If one or more of those factors isn’t ideal, it can mean a slow bite or even getting skunked all together.
​

However, when all the factors are at their peak efficiency, anglers can find themselves walking away with amazing memories and perhaps even a trophy fish.

The stars aligned for me and my friends during a recent fishing trip in northeast Kansas. My friend Linnzi asked me if I wanted to go fishing on some property in Douglas County. The land holds several beautiful ponds, including one that is a bass-fishing haven virtually unfettered by human interaction.

I got out to their place about 6:45 that morning. Linnzi and her boyfriend, Dave, threw their rods and tackle in the back of my truck and we made our way to one of the ponds that had been stocked with crappie in the past.

We got to the first pond around 7 a.m. with the sun just starting to come up and fished about 45 minutes with no success, so we packed up our stuff and headed to the bass pond, where we figured we’d have better luck.

I have an app on my iPhone called Fishing Calendar that has proven useful to me during the past year or so. The app tells the exact times when the bites will begin and end with striking accuracy and even shows a percentage of what fishing efficiency you can expect for the day. On this particular day, the best bite was forecast to occur between 7:45 and 9:45 that morning, with another peak between 8:10 and 10:10 that night.

Like clockwork, the bite turned on just as we arrived at the new pond. On my first cast using a night crawler and bobber on my crappie pole, the line was instantly hit as soon as the worm touched water and the light fluorocarbon leader snapped the moment it was hit. Whatever took the worm must have been big, I thought, so I grabbed my big bass rod with 20-pound, newly spooled Sufix Siege line and cast out a B&P Jighead 4-inch Senko worm that was Wacky rigged on a VMC Neko hook — the same setup I had torn up bass on a week earlier at another pond.

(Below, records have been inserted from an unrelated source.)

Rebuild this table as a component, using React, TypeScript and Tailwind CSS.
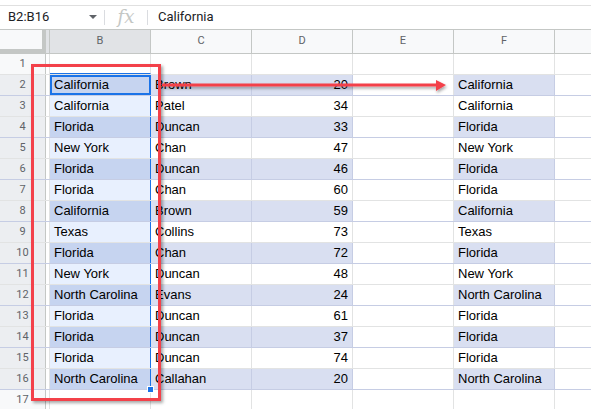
import React from 'react';

type Row = { n: number; b: string; c: string; d: number; f: string };

const rows: Row[] = [
  { n: 2, b: 'California', c: 'Brown', d: 20, f: 'California' },
  { n: 3, b: 'California', c: 'Patel', d: 34, f: 'California' },
  { n: 4, b: 'Florida', c: 'Duncan', d: 33, f: 'Florida' },
  { n: 5, b: 'New York', c: 'Chan', d: 47, f: 'New York' },
  { n: 6, b: 'Florida', c: 'Duncan', d: 46, f: 'Florida' },
  { n: 7, b: 'Florida', c: 'Chan', d: 60, f: 'Florida' },
  { n: 8, b: 'California', c: 'Brown', d: 59, f: 'California' },
  { n: 9, b: 'Texas', c: 'Collins', d: 73, f: 'Texas' },
  { n: 10, b: 'Florida', c: 'Chan', d: 72, f: 'Florida' },
  { n: 11, b: 'New York', c: 'Duncan', d: 48, f: 'New York' },
  { n: 12, b: 'North Carolina', c: 'Evans', d: 24, f: 'North Carolina' },
  { n: 13, b: 'Florida', c: 'Duncan', d: 61, f: 'Florida' },
  { n: 14, b: 'Florida', c: 'Duncan', d: 37, f: 'Florida' },
  { n: 15, b: 'Florida', c: 'Duncan', d: 74, f: 'Florida' },
  { n: 16, b: 'North Carolina', c: 'Callahan', d: 20, f: 'North Carolina' },
];

const cell = 'h-full shrink-0 border-r flex items-center overflow-hidden whitespace-nowrap';

const FormulaBar = () => (
  <div className="h-[25px] pb-px border-t border-t-[#e0e0e0] border-b border-b-[#c4c7c5] mt-[5px] flex items-center font-['Roboto',sans-serif] text-[13px] text-[#202124]">
    <div className="w-[104px] flex items-center justify-between pl-2 pr-[7px]">
      <span>B2:B16</span>
      <svg width="8" height="4" viewBox="0 0 8 4">
        <path d="M0 0h8L4 4z" fill="#5f6368" />
      </svg>
    </div>
    <div className="w-px h-[15px] bg-[#dadce0]" />
    <div className="w-[42px] flex justify-center font-['DejaVu_Serif',serif] italic text-[18px] text-[#c4c7c5] leading-none">
      fx
    </div>
    <div className="w-px h-[15px] bg-[#dadce0]" />
    <span className="pl-[10px]">California</span>
  </div>
);

const Header = () => (
  <div className="h-[24px] flex border-b border-[#c4c7c5] font-['Roboto',sans-serif] text-[11px] text-[#5f6368] bg-[#f8f9fa]">
    <div className="w-[46px] h-full shrink-0 border-r-4 border-b-4 border-[#c4c7c5] -mb-px box-border" />
    <div className="w-[4px] h-full shrink-0 bg-[#e1e3e6] border-r border-[#c4c7c5]" />
    <div className={`${cell} w-[101px] justify-center bg-[#e1e3e6] border-[#c4c7c5]`}>B</div>
    {['C', 'D', 'E', 'F'].map((l) => (
      <div key={l} className={`${cell} w-[101px] justify-center border-[#c4c7c5]`}>
        {l}
      </div>
    ))}
    <div className="flex-1" />
  </div>
);

const RowNum = ({ n, sel }: { n: number; sel?: boolean }) => (
  <div
    className={`w-[46px] h-full shrink-0 border-r border-[#c4c7c5] flex items-center justify-center font-['Roboto',sans-serif] text-[11px] text-[#5f6368] ${sel ? 'bg-[#eceef1]' : 'bg-[#f8f9fa]'}`}
  >
    {n}
  </div>
);

const DataRow = ({ r, last }: { r: Row; last: boolean }) => {
  const band = r.n % 2 === 0;
  const bg = band ? 'bg-[#d9dff1]' : 'bg-white';
  const line = band ? 'border-[#c6cde4]' : 'border-[#e2e3e3]';
  return (
    <div className={`h-[21px] flex border-b ${line} text-[13px] text-black font-['Liberation_Sans',Arial,sans-serif]`}>
      <RowNum n={r.n} sel />
      <div className="w-[4px] h-full shrink-0 border-r border-[#e2e3e3] bg-white" />
      <div
        className={`relative w-[101px] h-full shrink-0 flex items-center pl-[4px] whitespace-nowrap border-r border-[#1a73e8] ${band ? 'bg-[#c6d4f0]' : 'bg-[#e8f0fe]'} ${r.n === 2 ? 'outline-2 outline-[#1a73e8] -outline-offset-2' : ''}`}
      >
        {r.b}
        {last && (
          <div className="absolute -right-[4px] -bottom-[4px] w-[7px] h-[7px] bg-[#1a73e8] border border-white z-10" />
        )}
      </div>
      <div className={`${cell} w-[101px] pl-[4px] ${bg} ${line}`}>{r.c}</div>
      <div className={`${cell} w-[101px] justify-end pr-[4px] ${bg} ${line}`}>{r.d}</div>
      <div className={`${cell} w-[101px] bg-white border-[#e2e3e3]`} />
      <div className={`${cell} w-[101px] pl-[4px] ${bg} ${band ? 'border-[#c6cde4]' : 'border-[#e2e3e3]'}`}>{r.f}</div>
      <div className="flex-1 bg-white" />
    </div>
  );
};

const EmptyRow = ({ n }: { n: number }) => (
  <div className="h-[21px] flex border-b border-[#e2e3e3]">
    <RowNum n={n} />
    <div className="w-[4px] h-full shrink-0 border-r border-[#e2e3e3]" />
    {[0, 1, 2, 3, 4].map((i) => (
      <div key={i} className={`${cell} w-[101px] border-[#e2e3e3] ${n === 1 && i === 0 ? 'border-b border-b-[#1a73e8] -mb-px' : ''}`} />
    ))}
    <div className="flex-1" />
  </div>
);

export default function App() {
  return (
    <div className="relative w-[591px] h-[409px] overflow-hidden bg-white">
      <FormulaBar />
      <Header />
      <EmptyRow n={1} />
      {rows.map((r, i) => (
        <DataRow key={r.n} r={r} last={i === rows.length - 1} />
      ))}
      <EmptyRow n={17} />

      {/* red callout box round B2:B16 */}
      <div className="absolute left-[31px] top-[64px] w-[130px] h-[337px] border-[3px] border-[#f3414a] shadow-[2px_2px_3px_rgba(0,0,0,0.35)] pointer-events-none" />

      {/* arrow to column F */}
      <svg className="absolute left-0 top-0 pointer-events-none" width="591" height="409" viewBox="0 0 591 409">
        <defs>
          <filter id="sh" x="-5%" y="-50%" width="110%" height="300%">
            <feDropShadow dx="1" dy="2" stdDeviation="1.5" floodColor="#000" floodOpacity="0.35" />
          </filter>
        </defs>
        <g filter="url(#sh)">
          <rect x="162" y="83.5" width="276" height="3" fill="#f3414a" />
          <path d="M436 80L446 85L436 91Z" fill="#f3414a" />
        </g>
      </svg>
    </div>
  );
}
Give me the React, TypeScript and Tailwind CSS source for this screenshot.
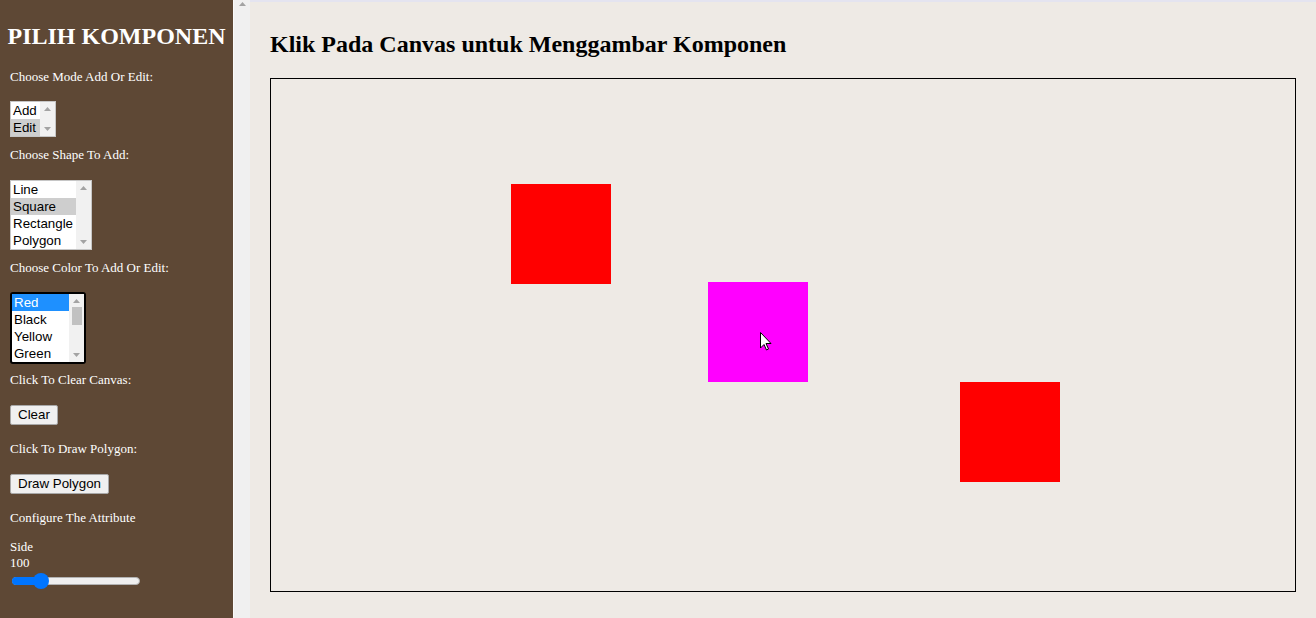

I let the worm slowly sink, but unbeknownst to me my anti-reverse had been flipped during the ride and the memory of my new line caused it to start unspooling and tangling until I had a nasty bird’s nest. I messed with the line for a few minutes, getting frustrated as I knew the fishing action was about to heat up. Across the pond, Linnzi had just hooked into her first bass of the day on a worm and bobber, and I knew time was a luxury. I decided to bite off one end of my line, then the other before all the tangles, and then drag the line in and re-tie my hook. However, after I bit off the part of the line that connected to the hook, the bright orange line began moving in the water and I knew I had a fish on my hook. I hurried to bite off the rest of the bird’s nest, and by the time I was ready to connect the lines, the one attached to my hook had come out of my rod eyelets and sat precariously near the water’s edge. If the bass got spooked and swam off, he’d been gone.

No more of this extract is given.